I had this really bizarre dream the other night.
For those of you that don’t know much about my education you should at least know that I am a Science, Technology and Society major at ASU. I study technology and the way it affects society. This semester (my last- woo hoo!) I have been studying a lot of history of technology and the transfer of technology through social changes. A lot of basic concepts of things that are then adapted to meet the needs of a specific area. Most of my books have started with plows then moved to looms and more sophisticated things like locomotives and bridges. It’s really amazing to see how al of the world worked before information technology even existed.
When I tell people that I am a STS major they immediately conclude that it all has to do with information technology and computers. Although that is the path I have written most of my papers about I haven’t excluded other technologies that have played an important role in other things. One thing I love reading about is the discovery of new artifacts and ancient things left behind that tells us how people lived and functioned. So, now back to my dream…

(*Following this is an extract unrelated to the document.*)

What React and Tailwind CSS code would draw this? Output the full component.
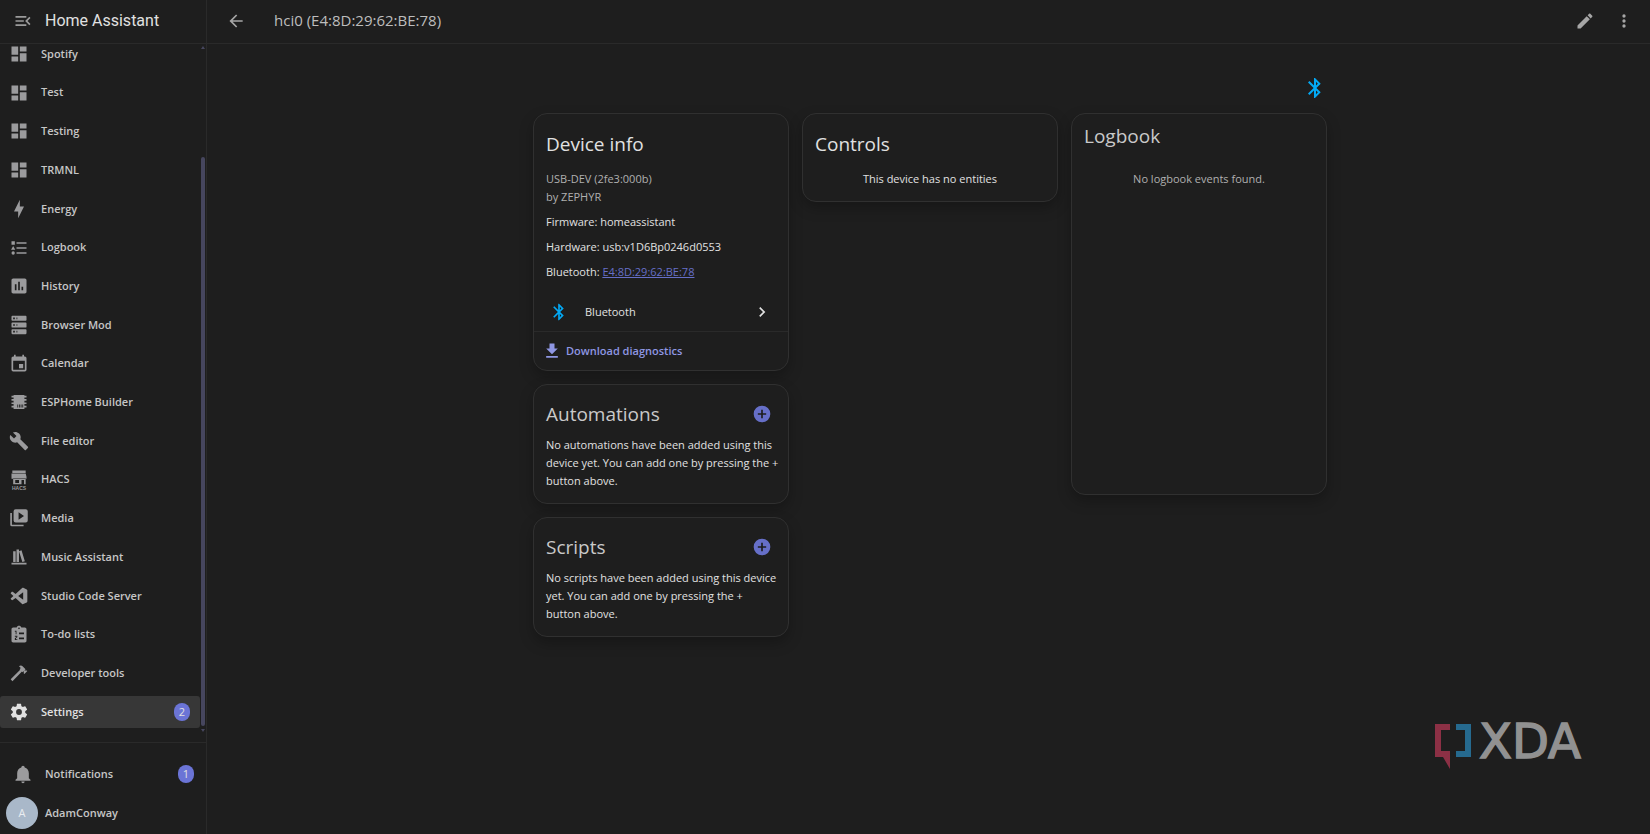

I dreamt that I was living far, far in the future and working as a historian of some sort. My team discovered a basement full of small, plastic square things that contained a black circle of something in the center. We had no idea what they were or what to do with them and every time we thought we knew something it failed to give us any additional information. This sent my team into a mass panic because there was such a large gap of human history that no one knew anything about. Can you guess what my dream was about? After studying so much about artifacts I often wonder if hundreds of years down the road we will be able to look back at this digital age and even knew it existed. Most of the things from my childhood are saved on a floppy disk. This generation is lucky enough to have CDs and external hard drives. What happens if the technology available to retrieve this information no longer exists in 20 years? I don’t even own a computer with a disk drive anymore! I have a MacBook with a CD drive to look at all of my pictures my family sends me but even my CD drive has malfunctioned. I am critical of digital storage and printing pictures from my HP deskjet printer. Will those things last as long as the gelatin silver process did? I think not.
I wish I could be around to see what happens with all of our digital artifacts. I would think it would be rather interesting to see the future decipher the digital dark ages we are in the process of creating.